That being said: what is pedagogy?

According to Pedagogical Developer Naomi Kerr: 

"Pedagogy, to me, is really understanding how a child learns and what they're excited by. It's creating plans, great strategies, and environments to support [a child's] learning styles." We agree, and that's why she's on our team!

Listen more to this topic here:

A great example of pedagogy is the playful STEAM education model we use at Kide Science. We use imaginary science scenarios as the basis of STEAM learning, combining hands-on, hearts-on, heads-on learning in a play-based environment. 

Pedagogy isn't a one size fits all concept, though. People from different age groups, developmental phases, and the type of concepts being taught can all have effects on what pedagogy is useful, and where. 
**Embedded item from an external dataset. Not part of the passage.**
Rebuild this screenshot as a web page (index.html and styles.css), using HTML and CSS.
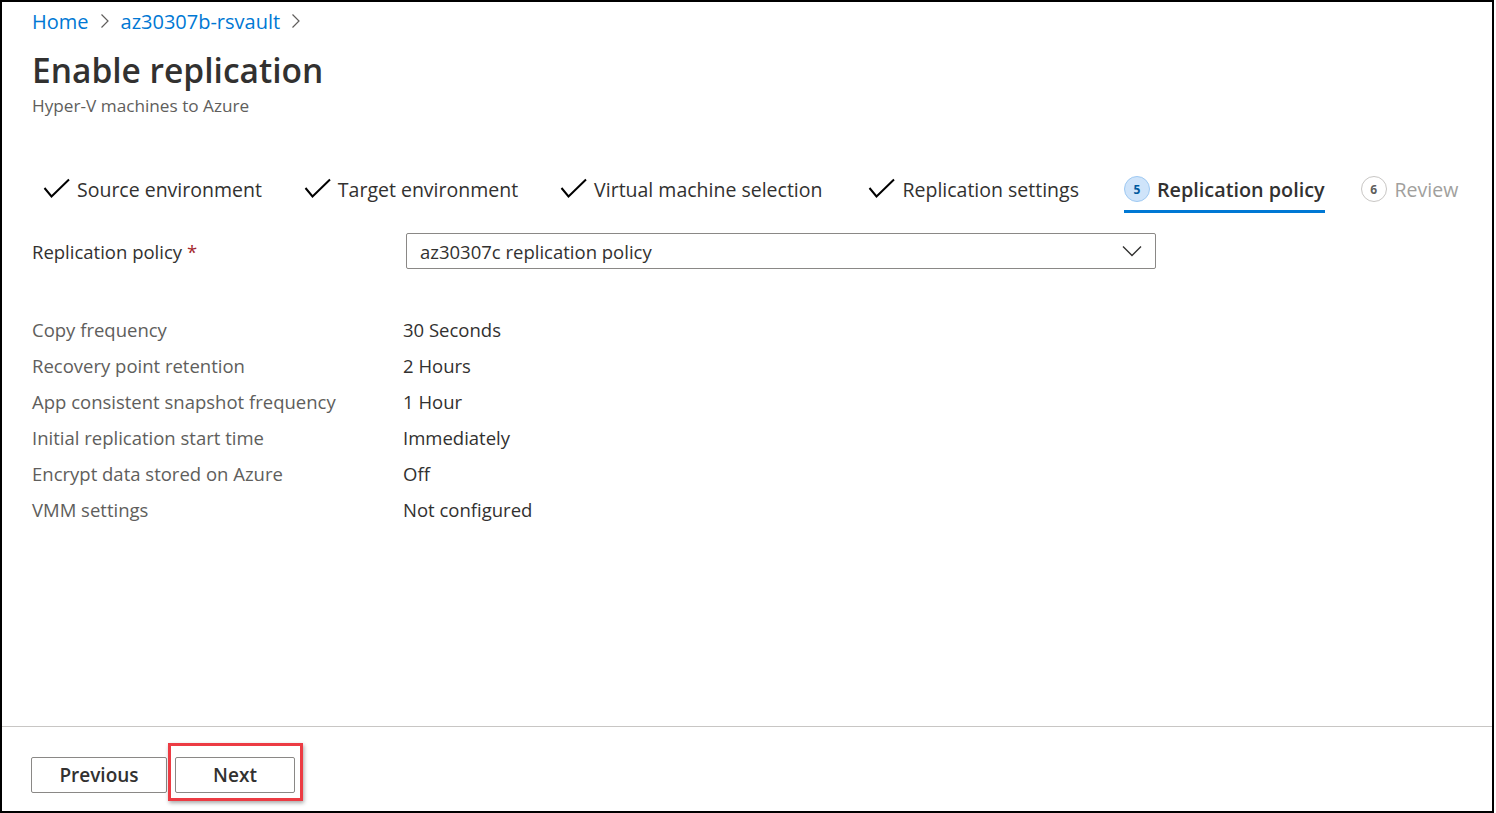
FILE: index.html
```html
<!DOCTYPE html>
<html lang="en">
<head>
<meta charset="utf-8">
<title>Enable replication</title>
<link rel="stylesheet" href="styles.css">
</head>
<body>
<div class="frame">
  <div class="main">
    <nav class="crumbs">
      <a class="crumb">Home</a>
      <svg class="sep" width="10" height="16" viewBox="0 0 10 16"><path d="M1.5 1.5 L8 8 L1.5 14.5" fill="none" stroke="#605e5c" stroke-width="1.2"/></svg>
      <a class="crumb">az30307b-rsvault</a>
      <svg class="sep" width="10" height="16" viewBox="0 0 10 16"><path d="M1.5 1.5 L8 8 L1.5 14.5" fill="none" stroke="#605e5c" stroke-width="1.2"/></svg>
    </nav>
    <h1 class="title">Enable replication</h1>
    <div class="subtitle">Hyper-V machines to Azure</div>

    <div class="tabs">
      <div class="tab done">
        <svg class="check" width="28" height="22" viewBox="0 0 28 22"><path d="M1.5 10 L8.5 18.5 L26 1.5" fill="none" stroke="#000" stroke-width="2"/></svg>
        <span>Source environment</span>
      </div>
      <div class="tab done">
        <svg class="check" width="28" height="22" viewBox="0 0 28 22"><path d="M1.5 10 L8.5 18.5 L26 1.5" fill="none" stroke="#000" stroke-width="2"/></svg>
        <span>Target environment</span>
      </div>
      <div class="tab done">
        <svg class="check" width="28" height="22" viewBox="0 0 28 22"><path d="M1.5 10 L8.5 18.5 L26 1.5" fill="none" stroke="#000" stroke-width="2"/></svg>
        <span>Virtual machine selection</span>
      </div>
      <div class="tab done">
        <svg class="check" width="28" height="22" viewBox="0 0 28 22"><path d="M1.5 10 L8.5 18.5 L26 1.5" fill="none" stroke="#000" stroke-width="2"/></svg>
        <span>Replication settings</span>
      </div>
      <div class="tab active">
        <span class="num">5</span>
        <span>Replication policy</span>
      </div>
      <div class="tab todo">
        <span class="num">6</span>
        <span>Review</span>
      </div>
    </div>

    <div class="field">
      <label class="field-label">Replication policy <span class="req">*</span></label>
      <div class="select">
        <span>az30307c replication policy</span>
        <svg width="20" height="12" viewBox="0 0 20 12"><path d="M1 1.5 L10 10.5 L19 1.5" fill="none" stroke="#323130" stroke-width="1.4"/></svg>
      </div>
    </div>

    <div class="props">
      <div class="k">Copy frequency</div><div class="v">30 Seconds</div>
      <div class="k">Recovery point retention</div><div class="v">2 Hours</div>
      <div class="k">App consistent snapshot frequency</div><div class="v">1 Hour</div>
      <div class="k">Initial replication start time</div><div class="v">Immediately</div>
      <div class="k">Encrypt data stored on Azure</div><div class="v">Off</div>
      <div class="k">VMM settings</div><div class="v">Not configured</div>
    </div>
  </div>

  <footer class="footer">
    <button class="btn prev">Previous</button>
    <div class="highlight">
      <button class="btn next">Next</button>
    </div>
  </footer>
</div>
</body>
</html>
```

FILE: styles.css
```css
* { box-sizing: border-box; }
html, body { margin: 0; padding: 0; background: #fff; }
body {
  font-family: "Open Sans", "Noto Sans", sans-serif;
  color: #323130;
}
.frame {
  width: 1494px;
  height: 813px;
  border: 2px solid #000;
  display: flex;
  flex-direction: column;
}
.main {
  flex: 1;
  padding: 0 0 0 30px;
}
.crumbs {
  display: flex;
  align-items: center;
  height: 38px;
}
.crumb {
  color: #0078d4;
  font-size: 20px;
  text-decoration: none;
}
.sep { margin: 0 11px 0 11px; }
.title {
  margin: 6px 0 0 0;
  font-size: 33.5px;
  font-weight: 600;
  line-height: 48px;
  color: #323130;
}
.subtitle {
  font-size: 17.2px;
  color: #605e5c;
  line-height: 24px;
  margin-top: 0;
}
.tabs {
  display: flex;
  align-items: center;
  margin-top: 45px;
  height: 52px;
  padding-left: 11px;
}
.tab {
  display: flex;
  align-items: center;
  gap: 6px;
  height: 52px;
  font-size: 19.5px;
  color: #323130;
  margin-right: 42px;
  position: relative;
}
.tab.done:nth-child(3) { margin-right: 46px; }
.tab.done:nth-child(4) { margin-right: 45px; }
.tab.active {
  color: #323130;
  font-size: 19.8px;
  font-weight: 600;
  gap: 7px;
  margin-right: 36px;
}
.tab.active::after {
  content: "";
  position: absolute;
  left: 0; right: 0; bottom: 2px;
  height: 3px;
  background: #0078d4;
}
.tab.todo { color: #a19f9d; margin-right: 0; gap: 8px; }
.num {
  width: 26px;
  height: 26px;
  border-radius: 50%;
  display: inline-flex;
  align-items: center;
  justify-content: center;
  font-size: 12px;
  font-weight: 700;
}
.active .num {
  background: #cfe4fa;
  border: 1px solid #9ec9f2;
  color: #005a9e;
}
.todo .num {
  background: #fff;
  border: 1px solid #c8c6c4;
  color: #605e5c;
}
.field {
  display: flex;
  align-items: center;
  margin-top: 18px;
}
.field-label {
  width: 374px;
  font-size: 18.5px;
  color: #323130;
}
.req { color: #a4262c; }
.select {
  width: 750px;
  height: 36px;
  border: 1px solid #8a8886;
  border-radius: 2px;
  display: flex;
  align-items: center;
  justify-content: space-between;
  padding: 0 13px;
  font-size: 18.5px;
  color: #323130;
}
.props {
  display: grid;
  grid-template-columns: 371px auto;
  grid-auto-rows: 36px;
  align-items: center;
  margin-top: 42px;
  font-size: 18.5px;
}
.k { color: #605e5c; }
.v { color: #323130; }
.footer {
  border-top: 1px solid #c8c6c4;
  height: 85px;
  display: flex;
  align-items: flex-start;
  padding: 30px 0 0 29px;
}
.btn {
  font-family: inherit;
  font-size: 19px;
  font-weight: 600;
  color: #323130;
  background: #fff;
  border: 1px solid #8a8886;
  border-radius: 2px;
  height: 36px;
  padding: 0;
}
.prev { width: 136px; }
.highlight {
  margin: -14px 0 0 1px;
  border: 3px solid #ec3b43;
  padding: 11px 5px 5px 4px;
  box-shadow: 1px 2px 4px rgba(0,0,0,0.35);
}
.next { width: 120px; display: block; }
```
When asked about pedagogy in Finland (where Kide Science is located) and pedagogy in the UK (where Kerr is from), Kerr stated "teachers in the UK and teachers in Finland all have the same passion at heart and the same understanding of how children learn. They know that children have to do things actively. They know that children need to be enthused and excited about what they're learning, and they know that they need to make it purposeful."

This blog post was published to accompany an episode of Kide Science’s podcast, “That’s Child’s Play!” To hear more about creating compassionate human beings through play based learning and get the full conversation with Naomi Kerr, listen to the podcast directly on this page or wherever you listen to your podcasts.

A transcript of the episode (generated by AI, so there are mistakes!):

Kids, Computers, and Early Childhood in the UK

Antonio Santiago: [00:00:00] Education is always changing, always evolving. Whether it be because of new technologies, different governments, or just plain old funding. We know that no two education systems are the same. Hi, my name is Antonio Santiago, and you're listening to "That's Child's Play!" brought to you by Kide Science. In this episode, I'm talking to Naomi Kerr, she is a pedagogical developer at Kide Science and a former early childhood education teacher in the UK. we will discuss evolving education, education in the UK versus Finland, and what it really means to develop pedagogy

So without further ado, let's get into it. [music break]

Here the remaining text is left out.